* BEGIN *
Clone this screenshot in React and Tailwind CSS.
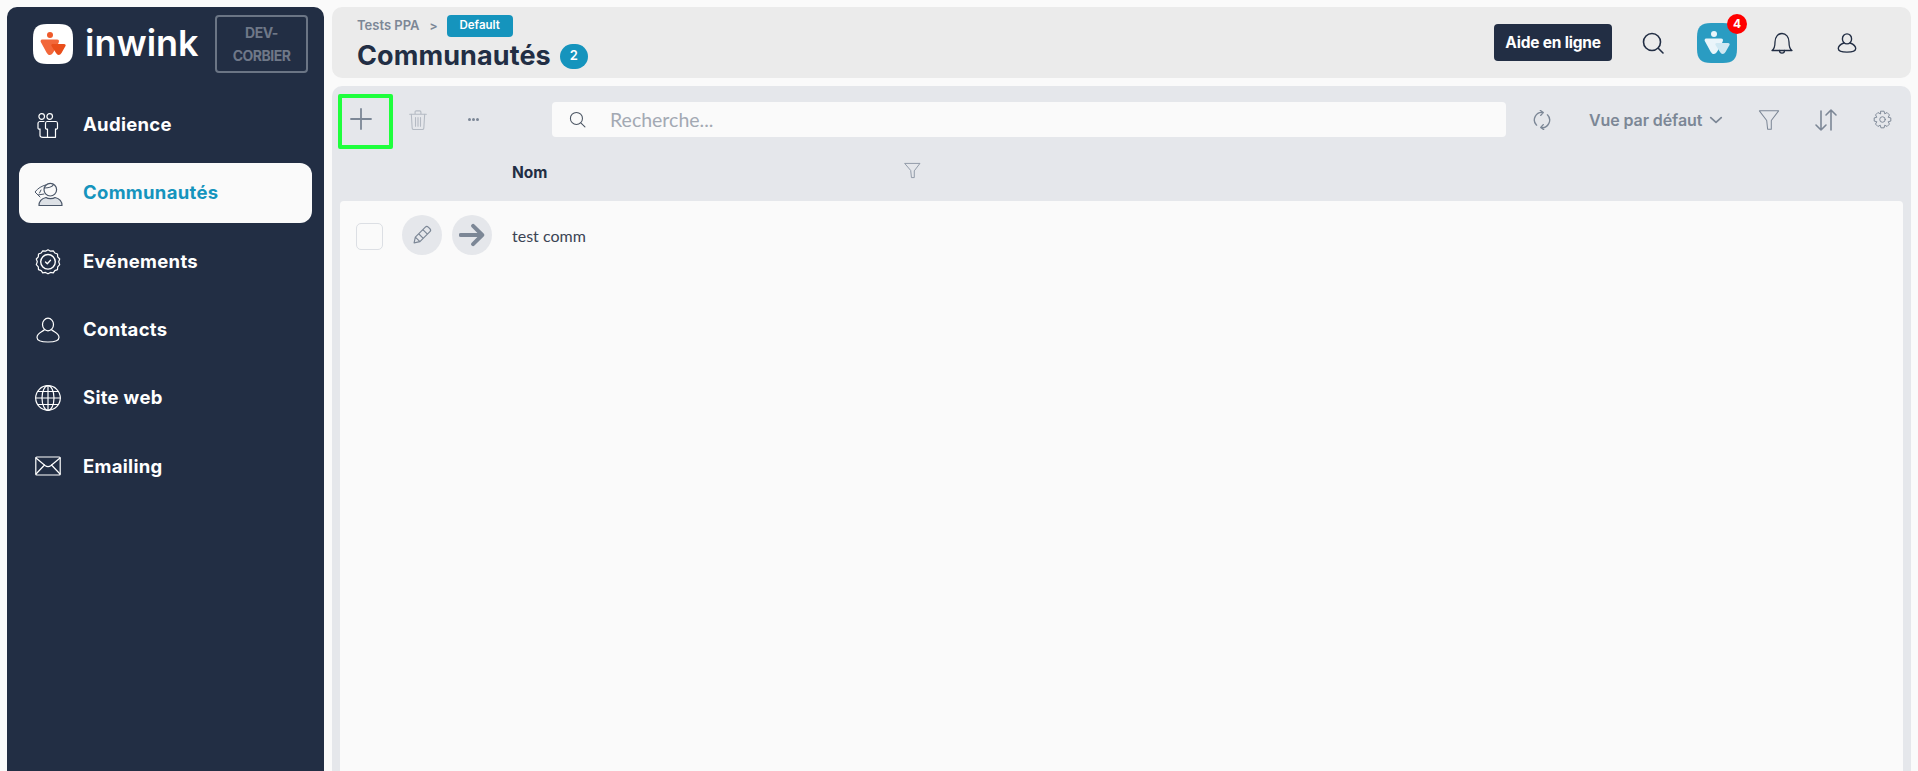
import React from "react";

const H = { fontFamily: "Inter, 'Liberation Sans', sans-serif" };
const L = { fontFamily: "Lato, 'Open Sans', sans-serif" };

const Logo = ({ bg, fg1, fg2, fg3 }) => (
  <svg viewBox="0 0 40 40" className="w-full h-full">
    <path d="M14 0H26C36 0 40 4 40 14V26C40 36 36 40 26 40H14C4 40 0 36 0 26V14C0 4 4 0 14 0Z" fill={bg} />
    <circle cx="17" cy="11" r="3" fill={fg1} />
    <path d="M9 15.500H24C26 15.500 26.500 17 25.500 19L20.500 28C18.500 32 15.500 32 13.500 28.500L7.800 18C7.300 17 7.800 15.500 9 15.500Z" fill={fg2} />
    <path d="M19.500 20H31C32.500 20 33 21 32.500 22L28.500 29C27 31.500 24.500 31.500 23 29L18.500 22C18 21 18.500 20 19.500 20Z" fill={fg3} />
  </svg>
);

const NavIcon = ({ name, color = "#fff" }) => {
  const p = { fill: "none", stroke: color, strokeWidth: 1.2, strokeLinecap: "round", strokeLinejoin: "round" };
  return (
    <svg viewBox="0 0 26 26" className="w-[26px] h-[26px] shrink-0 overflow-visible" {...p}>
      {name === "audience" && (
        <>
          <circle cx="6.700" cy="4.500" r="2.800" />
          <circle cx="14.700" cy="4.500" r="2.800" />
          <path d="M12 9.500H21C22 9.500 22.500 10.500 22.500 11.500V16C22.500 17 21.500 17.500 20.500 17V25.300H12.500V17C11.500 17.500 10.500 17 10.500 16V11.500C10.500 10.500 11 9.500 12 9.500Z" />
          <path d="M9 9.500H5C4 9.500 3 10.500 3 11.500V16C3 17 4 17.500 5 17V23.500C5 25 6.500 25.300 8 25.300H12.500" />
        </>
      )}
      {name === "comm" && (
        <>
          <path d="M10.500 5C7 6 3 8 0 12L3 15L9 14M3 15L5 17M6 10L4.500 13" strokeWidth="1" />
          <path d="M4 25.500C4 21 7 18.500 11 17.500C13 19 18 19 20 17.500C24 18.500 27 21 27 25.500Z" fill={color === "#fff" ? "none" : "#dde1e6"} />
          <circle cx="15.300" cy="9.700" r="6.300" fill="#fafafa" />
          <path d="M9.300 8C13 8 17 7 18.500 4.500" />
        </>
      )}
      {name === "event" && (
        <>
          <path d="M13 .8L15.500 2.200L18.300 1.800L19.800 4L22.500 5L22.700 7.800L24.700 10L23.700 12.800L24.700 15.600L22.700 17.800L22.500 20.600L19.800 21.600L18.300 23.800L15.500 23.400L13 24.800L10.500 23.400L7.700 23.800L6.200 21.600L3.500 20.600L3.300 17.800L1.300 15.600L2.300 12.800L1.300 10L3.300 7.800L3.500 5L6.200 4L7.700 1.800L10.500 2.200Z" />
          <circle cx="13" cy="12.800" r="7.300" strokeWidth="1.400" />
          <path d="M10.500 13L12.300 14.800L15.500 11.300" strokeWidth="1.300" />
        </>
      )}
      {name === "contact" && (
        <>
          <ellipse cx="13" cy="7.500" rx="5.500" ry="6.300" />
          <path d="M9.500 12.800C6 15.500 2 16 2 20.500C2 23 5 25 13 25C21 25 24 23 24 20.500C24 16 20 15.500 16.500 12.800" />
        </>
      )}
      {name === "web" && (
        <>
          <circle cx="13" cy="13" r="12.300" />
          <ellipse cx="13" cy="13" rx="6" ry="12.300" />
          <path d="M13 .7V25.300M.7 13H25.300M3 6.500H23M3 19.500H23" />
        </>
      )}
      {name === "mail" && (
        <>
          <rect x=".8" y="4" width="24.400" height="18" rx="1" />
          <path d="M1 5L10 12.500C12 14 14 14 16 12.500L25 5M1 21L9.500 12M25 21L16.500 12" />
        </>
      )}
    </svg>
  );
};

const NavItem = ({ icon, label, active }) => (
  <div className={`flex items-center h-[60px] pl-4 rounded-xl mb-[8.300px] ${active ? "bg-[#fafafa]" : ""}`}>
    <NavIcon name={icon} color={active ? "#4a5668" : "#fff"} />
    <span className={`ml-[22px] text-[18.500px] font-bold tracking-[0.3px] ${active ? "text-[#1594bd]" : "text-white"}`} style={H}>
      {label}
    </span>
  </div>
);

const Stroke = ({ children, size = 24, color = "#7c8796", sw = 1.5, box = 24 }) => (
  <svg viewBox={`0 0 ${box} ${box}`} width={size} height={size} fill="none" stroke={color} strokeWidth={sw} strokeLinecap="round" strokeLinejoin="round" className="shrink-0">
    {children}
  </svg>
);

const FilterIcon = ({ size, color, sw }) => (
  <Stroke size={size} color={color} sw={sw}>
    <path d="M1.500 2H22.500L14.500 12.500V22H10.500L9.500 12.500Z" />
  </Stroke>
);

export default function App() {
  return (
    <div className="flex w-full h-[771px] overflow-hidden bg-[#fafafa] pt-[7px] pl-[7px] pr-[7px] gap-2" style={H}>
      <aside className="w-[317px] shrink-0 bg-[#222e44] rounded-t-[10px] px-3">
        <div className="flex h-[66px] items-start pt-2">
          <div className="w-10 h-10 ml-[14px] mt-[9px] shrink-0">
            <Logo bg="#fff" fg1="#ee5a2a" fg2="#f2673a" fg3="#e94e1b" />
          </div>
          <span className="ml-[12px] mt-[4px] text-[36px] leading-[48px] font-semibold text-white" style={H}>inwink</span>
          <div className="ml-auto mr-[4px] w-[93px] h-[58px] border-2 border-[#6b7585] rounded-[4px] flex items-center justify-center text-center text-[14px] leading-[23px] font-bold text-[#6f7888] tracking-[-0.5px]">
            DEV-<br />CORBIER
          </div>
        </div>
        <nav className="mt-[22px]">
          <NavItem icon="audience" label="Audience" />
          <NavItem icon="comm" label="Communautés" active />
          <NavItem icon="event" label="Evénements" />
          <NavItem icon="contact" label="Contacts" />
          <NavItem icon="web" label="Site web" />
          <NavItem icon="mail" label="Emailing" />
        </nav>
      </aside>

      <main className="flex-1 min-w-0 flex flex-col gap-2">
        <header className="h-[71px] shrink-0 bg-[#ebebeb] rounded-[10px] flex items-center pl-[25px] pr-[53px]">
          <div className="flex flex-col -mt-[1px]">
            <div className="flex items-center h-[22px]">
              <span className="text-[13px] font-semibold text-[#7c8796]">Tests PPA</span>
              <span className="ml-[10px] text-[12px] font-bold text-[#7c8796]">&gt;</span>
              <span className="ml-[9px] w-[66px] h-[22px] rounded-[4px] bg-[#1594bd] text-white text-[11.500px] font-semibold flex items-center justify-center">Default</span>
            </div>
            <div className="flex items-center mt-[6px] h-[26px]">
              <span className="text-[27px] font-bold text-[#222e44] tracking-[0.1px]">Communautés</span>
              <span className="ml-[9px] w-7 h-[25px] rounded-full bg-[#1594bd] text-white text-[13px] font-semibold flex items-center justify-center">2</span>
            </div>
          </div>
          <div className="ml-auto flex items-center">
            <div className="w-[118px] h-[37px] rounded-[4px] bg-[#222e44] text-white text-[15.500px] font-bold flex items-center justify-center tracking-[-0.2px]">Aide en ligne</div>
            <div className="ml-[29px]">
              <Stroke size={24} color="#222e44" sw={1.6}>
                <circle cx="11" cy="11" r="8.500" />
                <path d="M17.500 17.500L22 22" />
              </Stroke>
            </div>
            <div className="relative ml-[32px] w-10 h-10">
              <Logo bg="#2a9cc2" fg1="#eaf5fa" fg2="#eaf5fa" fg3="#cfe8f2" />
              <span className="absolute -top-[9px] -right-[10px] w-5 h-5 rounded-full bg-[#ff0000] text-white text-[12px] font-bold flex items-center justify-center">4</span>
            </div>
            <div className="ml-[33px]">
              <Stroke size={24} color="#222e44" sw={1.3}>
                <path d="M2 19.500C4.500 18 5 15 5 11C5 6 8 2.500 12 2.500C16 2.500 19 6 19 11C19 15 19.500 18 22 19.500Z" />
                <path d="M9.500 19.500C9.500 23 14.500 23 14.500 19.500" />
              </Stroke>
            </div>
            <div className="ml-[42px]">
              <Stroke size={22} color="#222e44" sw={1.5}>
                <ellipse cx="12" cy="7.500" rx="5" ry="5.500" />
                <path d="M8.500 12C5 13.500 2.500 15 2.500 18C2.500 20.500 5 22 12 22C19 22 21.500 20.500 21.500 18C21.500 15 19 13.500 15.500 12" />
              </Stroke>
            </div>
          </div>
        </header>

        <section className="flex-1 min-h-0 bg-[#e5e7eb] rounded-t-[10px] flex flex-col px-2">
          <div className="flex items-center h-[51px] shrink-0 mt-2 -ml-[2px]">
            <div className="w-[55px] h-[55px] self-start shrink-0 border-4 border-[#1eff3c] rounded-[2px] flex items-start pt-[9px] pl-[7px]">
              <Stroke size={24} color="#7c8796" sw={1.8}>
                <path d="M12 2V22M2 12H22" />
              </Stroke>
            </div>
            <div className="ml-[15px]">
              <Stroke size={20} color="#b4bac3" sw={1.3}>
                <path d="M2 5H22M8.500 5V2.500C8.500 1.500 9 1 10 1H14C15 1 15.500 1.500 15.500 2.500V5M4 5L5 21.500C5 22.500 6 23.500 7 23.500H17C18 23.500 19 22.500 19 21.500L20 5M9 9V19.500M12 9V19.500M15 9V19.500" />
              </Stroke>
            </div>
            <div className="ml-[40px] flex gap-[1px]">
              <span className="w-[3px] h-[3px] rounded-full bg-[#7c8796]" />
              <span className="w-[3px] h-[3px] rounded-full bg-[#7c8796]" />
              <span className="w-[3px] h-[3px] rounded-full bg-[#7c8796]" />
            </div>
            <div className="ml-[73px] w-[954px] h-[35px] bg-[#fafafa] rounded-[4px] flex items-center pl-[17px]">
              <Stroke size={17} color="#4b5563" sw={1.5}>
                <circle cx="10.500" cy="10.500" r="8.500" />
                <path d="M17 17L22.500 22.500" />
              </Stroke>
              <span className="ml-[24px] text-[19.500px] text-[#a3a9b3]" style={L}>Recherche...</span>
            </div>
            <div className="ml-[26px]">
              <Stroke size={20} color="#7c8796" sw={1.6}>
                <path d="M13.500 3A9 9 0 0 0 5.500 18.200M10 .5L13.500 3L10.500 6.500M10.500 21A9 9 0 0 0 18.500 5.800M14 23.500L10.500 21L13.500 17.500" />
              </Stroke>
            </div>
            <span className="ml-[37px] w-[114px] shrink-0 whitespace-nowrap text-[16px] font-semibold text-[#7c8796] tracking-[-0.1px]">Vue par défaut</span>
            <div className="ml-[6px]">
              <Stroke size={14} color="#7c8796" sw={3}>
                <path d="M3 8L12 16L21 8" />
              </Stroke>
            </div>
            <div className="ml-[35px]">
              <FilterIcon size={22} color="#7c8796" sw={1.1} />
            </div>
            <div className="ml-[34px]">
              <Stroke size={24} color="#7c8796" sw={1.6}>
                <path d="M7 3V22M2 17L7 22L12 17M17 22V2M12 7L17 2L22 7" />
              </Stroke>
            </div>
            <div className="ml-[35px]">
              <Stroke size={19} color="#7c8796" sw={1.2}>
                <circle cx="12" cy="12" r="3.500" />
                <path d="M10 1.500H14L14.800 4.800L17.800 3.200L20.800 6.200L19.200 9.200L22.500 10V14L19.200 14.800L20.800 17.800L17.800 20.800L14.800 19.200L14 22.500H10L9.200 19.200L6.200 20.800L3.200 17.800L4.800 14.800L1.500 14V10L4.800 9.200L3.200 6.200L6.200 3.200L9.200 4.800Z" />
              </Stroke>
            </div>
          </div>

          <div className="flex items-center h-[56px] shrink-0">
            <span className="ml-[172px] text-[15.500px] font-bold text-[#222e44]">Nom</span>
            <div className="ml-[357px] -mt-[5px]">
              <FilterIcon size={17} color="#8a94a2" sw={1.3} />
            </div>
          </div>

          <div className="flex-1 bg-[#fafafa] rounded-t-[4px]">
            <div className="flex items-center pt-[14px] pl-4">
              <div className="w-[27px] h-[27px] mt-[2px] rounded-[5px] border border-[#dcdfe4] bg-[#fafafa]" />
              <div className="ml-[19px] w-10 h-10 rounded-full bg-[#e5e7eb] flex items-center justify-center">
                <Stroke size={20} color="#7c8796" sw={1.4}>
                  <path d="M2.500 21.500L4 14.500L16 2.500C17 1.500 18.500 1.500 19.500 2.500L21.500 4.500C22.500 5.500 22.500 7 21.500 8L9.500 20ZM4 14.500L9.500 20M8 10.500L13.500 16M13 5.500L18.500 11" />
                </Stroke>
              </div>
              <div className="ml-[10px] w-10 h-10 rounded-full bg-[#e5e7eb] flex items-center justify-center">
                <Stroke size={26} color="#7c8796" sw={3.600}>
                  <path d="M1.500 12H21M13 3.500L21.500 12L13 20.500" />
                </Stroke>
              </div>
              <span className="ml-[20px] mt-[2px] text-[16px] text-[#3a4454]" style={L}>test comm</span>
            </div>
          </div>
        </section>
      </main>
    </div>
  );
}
* END *
## What you are asked to do
Tally up the lines in the preceding listing that contain the string "React". Respond with the number and nothing else.

## Result of this task
2